Instagram, a photo and video-sharing social network, really counts on 80 to 85% of all human learning, perception, cognition, and activities being processed through vision. And before unleashing all your other senses on a date you’ve met online, you’ll be relying solely on vision to select a candidate. On common dating apps like Tinder, Bumble, and Hinge, you must make an educated choice from six profile photos. Now, imagine how much more educated that choice can be when this person has two Instagram accounts, one for their dog (bonus points), with a total of 983 photos. Jackpot. He’s definitely as tall as he says and she’s definitely not a natural redhead.

You still don’t know any of these people yet. You can see they’ve holidayed in Vietnam in 2016 and that they’re manic Barcelona FC fans, but you haven’t even swiped left or right.
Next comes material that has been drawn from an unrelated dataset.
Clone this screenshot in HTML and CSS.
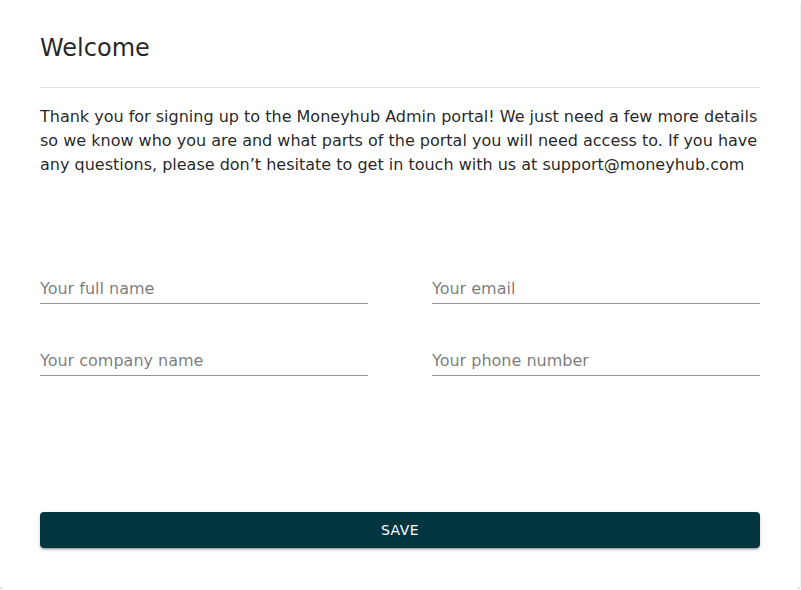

This sounds like private investigator porn and not romantic at all. It is. The very essence of romance is mystery. This obsession with perpetually recording the special and the mundane moments of your life creates shortcuts in other people’s brains, bridges between known and unknown, and somehow virtually shortens the gap between you and them. You think you already know all these people with whom you’ve accepted to go on dates. Worse, you think you’ve already made up your mind whether you like them or not. Romance is dead—long live Instagram.

Some enlightened hermits have renounced social media. I dated one of those, an Instagram-less hermit. He was far from enlightened. But the girl he decided he wanted to start seeing without my knowledge had an Instagram account. He was absent from the platform, so she didn’t need permission to post a cute picture of them for her friends to like. He wouldn’t know. But I would. I was looking for it.

Instagram doesn’t give you trust issues. It enables them, and therefore ruins perfectly good relationships as well. There was a time you could view the activity of the accounts you followed, what they were liking and commenting on and who they were following in return. Hello, downward spiral. If it looks like stalking and it feels like stalking, it must be stalking. Nothing like confronting the person you’re seeing with a “why are you liking this person’s posts so much” only to find out they’re first cousins or they went to kindergarten together.

Instagram has become a stand-alone dating app. Tinder is used to geolocate potential dates and Instagram is used for the rest of the courting ritual. Slyly liking selfies, bikini shots, or sports snaps, sliding into DMs and silently flirting by watching stories. I consciously posted “cute stories” with the overt goal of wanting three specific people to see them and Instagram knew, because all three were at the very top of my viewers list. Bizarre to see them together like that, I agree.

I knew who that gorgeous woman was, the night of the snowstorm, because I was dating her ex-boyfriend. I knew because I had studied his tagged photos. Instagram has mercifully removed all activity that wasn’t my own from the pile of evidence I could consult in the blue light of my phone late at night. But tagged photos were free game. And so, I knew who she was.

And she knew who I was too. She walked passed the bar on the way to the bathroom and threw me a look, tossing her hair. Two glasses of wine aren’t enough for me to imagine things like that, but a third was now mandated to make me forget. How could she know? I wasn’t in any photos. We were just following each other. It was just a few dates. How did we both come to be at the same restaurant, on the same night, having a drink alone in a snowstorm?

I guess some people are even better at Instagram than me.

And by better, I mean not good. This socially accepted and encouraged voyeurism into other people’s lives is unhealthy. Especially if you’re hoping to build trusting, honest relationships with them. A life can’t be summed up with carefully selected little squares of success, beauty, vacations, and pets. People are who they are because of the challenges in their lives, the losses, the heartaches. Good luck finding those on IG. Do you really want to date a highlight real?

It turned me off knowing she knew that I knew who she was. I felt like I never should have. I craved mystery again, romance again, surprise again. Instagram is not the way to get to know someone. Instagram is the advertisement for who they are. I have trust issues, as you can tell, but my feed broadcasts the opposite.

Dating is complicated because people are complicated. Instagram is alluring because Instagram is easy. It’s satisfying for a little while, but ultimately, depth is lacking. Your fling with filters and likes is getting in the way of a relationship with face value and love. Get to know people elsewhere. Get to know people differently.

Also, maybe consider switching to a private account.